ORDER DIRECTING CLERK OF THE COURT TO ENTER JUDGMENT AND CLOSE FILE

ORDER DECLINING TO ISSUE CERTIFICATE OF APPEALABILITY

JENNIFER L. THURSTON, Magistrate Judge.

Petitioner is a state prisoner proceeding in propria persona with a petition for writ of habeas corpus pursuant to 28 U.S.C. § 2254. The parties have submitted their written consent to the jurisdiction of the Magistrate Judge for all purposes. (Docs. 11 & 13).

PROCEDURAL HISTORY

The instant petition was filed on September 25, 2013. (Doc. 1). On October 3, 2013, Petitioner filed a first amended petition. (Doc. 6). On February 13, 2014, Respondent filed the Answer. (Doc. 20). Subsequently, Petitioner sought and obtained five extensions of time to file the Traverse. In granting the last of those requests, the Court noted that no further extensions of time will be granted absent a showing of extraordinary circumstances. (Doc. 29).

On July 28, 2014, Petitioner filed a motion to dismiss without prejudice the first amended petition on the grounds that he was unable to file the traverse because transcripts of Petitioner's trial were sent by his trial attorney to the wrong prison. (Doc. 32). On August 27, 2014, Petitioner filed a second motion to dismiss the first amended petition without prejudice, again based on the fact that his trial attorney had sent the trial transcripts to the wrong prison and Petitioner maintains that he needs those transcripts to file his Traverse. (Doc. 36).

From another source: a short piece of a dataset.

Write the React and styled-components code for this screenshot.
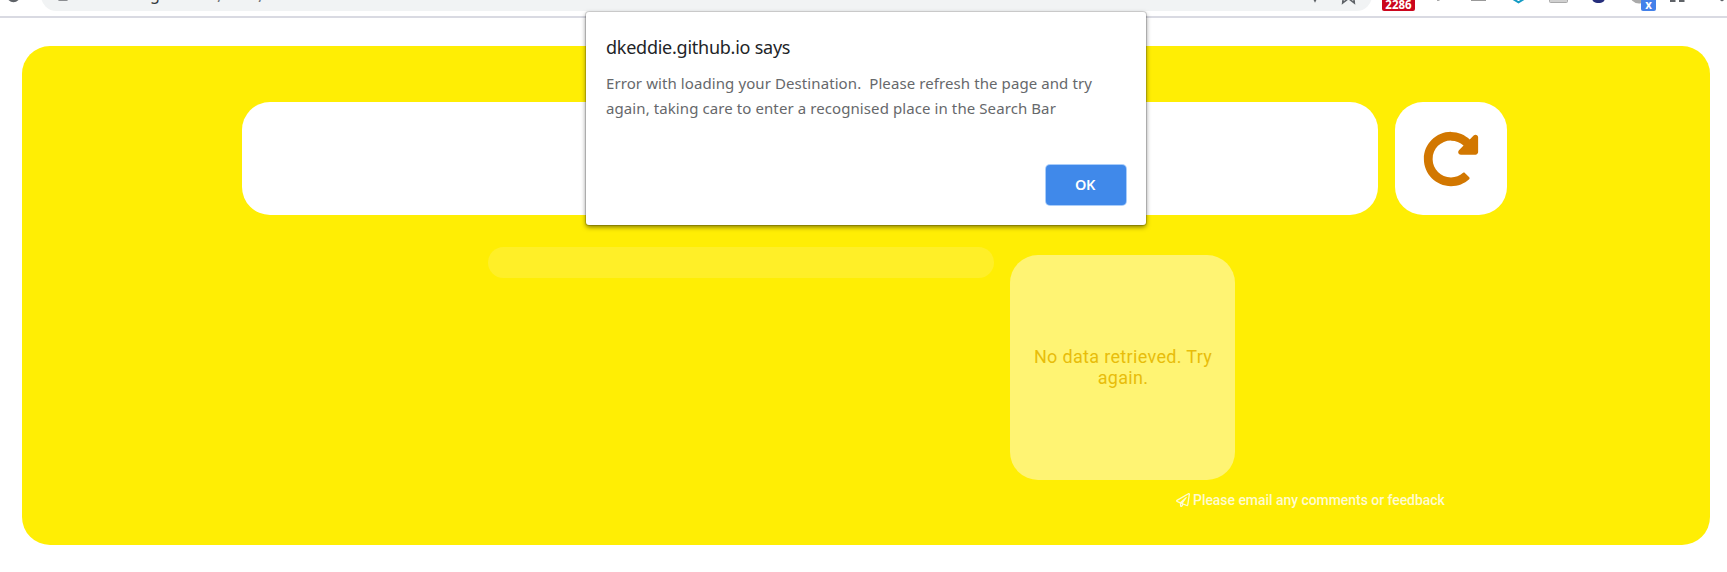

On September 8, 2014, the Court issued an order advising Petitioner that, should the instant petition be dismissed, any subsequent petition that Petitioner might file may be barred by the statute of limitations set forth in the Antiterrorism and Effective Death Penalty Act ("AEPDA"). The order gave Petitioner the option of (1) filing his traverse within fifteen days, (2) filing a written waiver of the filing of the traverse, or (3) doing nothing, in which case the Court would grant his motions to dismiss. (Doc. 38). To date, Petitioner has filed no response to the Court's September 8, 2014 Order. Accordingly, the Court will grant Petitioner's motions to dismiss.

DISCUSSION

Subject to other provisions of law, a petitioner may voluntarily dismiss an action without leave of court before service by the adverse party of an answer or motion for summary judgment. Fed. R. Civ. P. 41(a). Otherwise, an action shall not be dismissed except upon order of the Court and upon such terms and conditions as the court deems proper. Id.

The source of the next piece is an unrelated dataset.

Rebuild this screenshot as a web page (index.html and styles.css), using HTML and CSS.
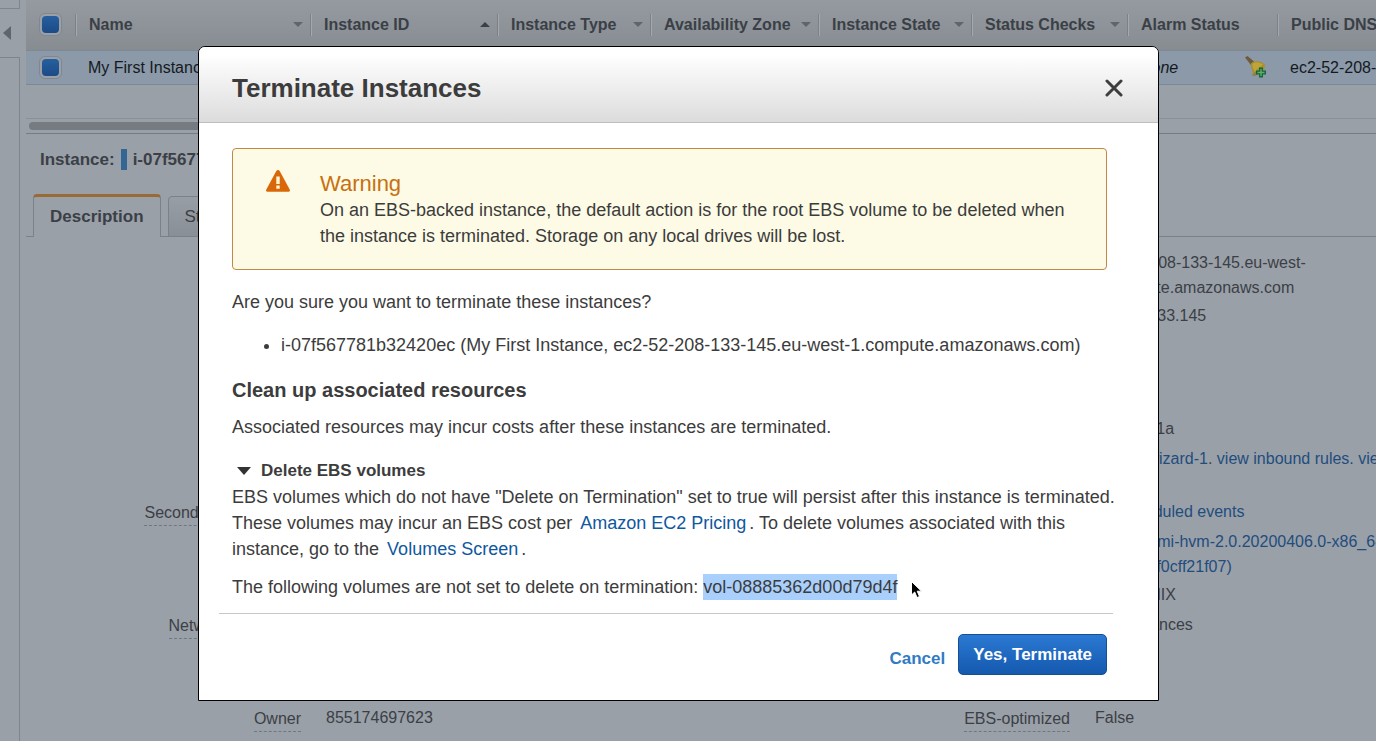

Here, Respondent filed his answer on February 13, 2014. (Doc. 20). Accordingly, the latter provisions of Rule 41(a) apply. Petitioner requests dismissal of the petition because he wishes to obtain the transcripts of his state court proceedings before continuing with his habeas claims. The Court has already indicated to Petitioner that he could prepare his traverse without reference to the state court transcripts; alternatively, the Court indicated Petitioner could simply waive filing of the traverse and proceed on the instant petition and answer. Petitioner, however, has chosen to proceed with dismissal, despite the Court's advisement that a future petition may be time-barred by the AEDPA's one-year statute of limitations. Based on the foregoing, the Court will grant Petitioner's two motions to dismiss.

Moreover, the Court declines to issue a certificate of appealability. A state prisoner seeking a writ of habeas corpus has no absolute entitlement to appeal a district court's denial of his petition, and an appeal is only allowed in certain circumstances. Miller-El v. Cockrell, 537 U.S. 322, 335-336 (2003). The controlling statute in determining whether to issue a certificate of appealability is 28 U.S.C. § 2253, which provides as follows:

(a) In a habeas corpus proceeding or a proceeding under section 2255 before a district judge, the final order shall be subject to review, on appeal, by the court of appeals for the circuit in which the proceeding is held. (b) There shall be no right of appeal from a final order in a proceeding to test the validity of a warrant to remove to another district or place for commitment or trial a person charged with a criminal offense against the United States, or to test the validity of such person's detention pending removal proceedings. (c)(1) Unless a circuit justice or judge issues a certificate of appealability, an appeal may not be taken to the court of appeals from— (A) the final order in a habeas corpus proceeding in which the detention complained of arises out of process issued by a State court; or (B) the final order in a proceeding under section 2255. (2) A certificate of appealability may issue under paragraph (1) only if the applicant has made a substantial showing of the denial of a constitutional right. (3) The certificate of appealability under paragraph (1) shall indicate which specific issue or issues satisfy the showing required by paragraph (2).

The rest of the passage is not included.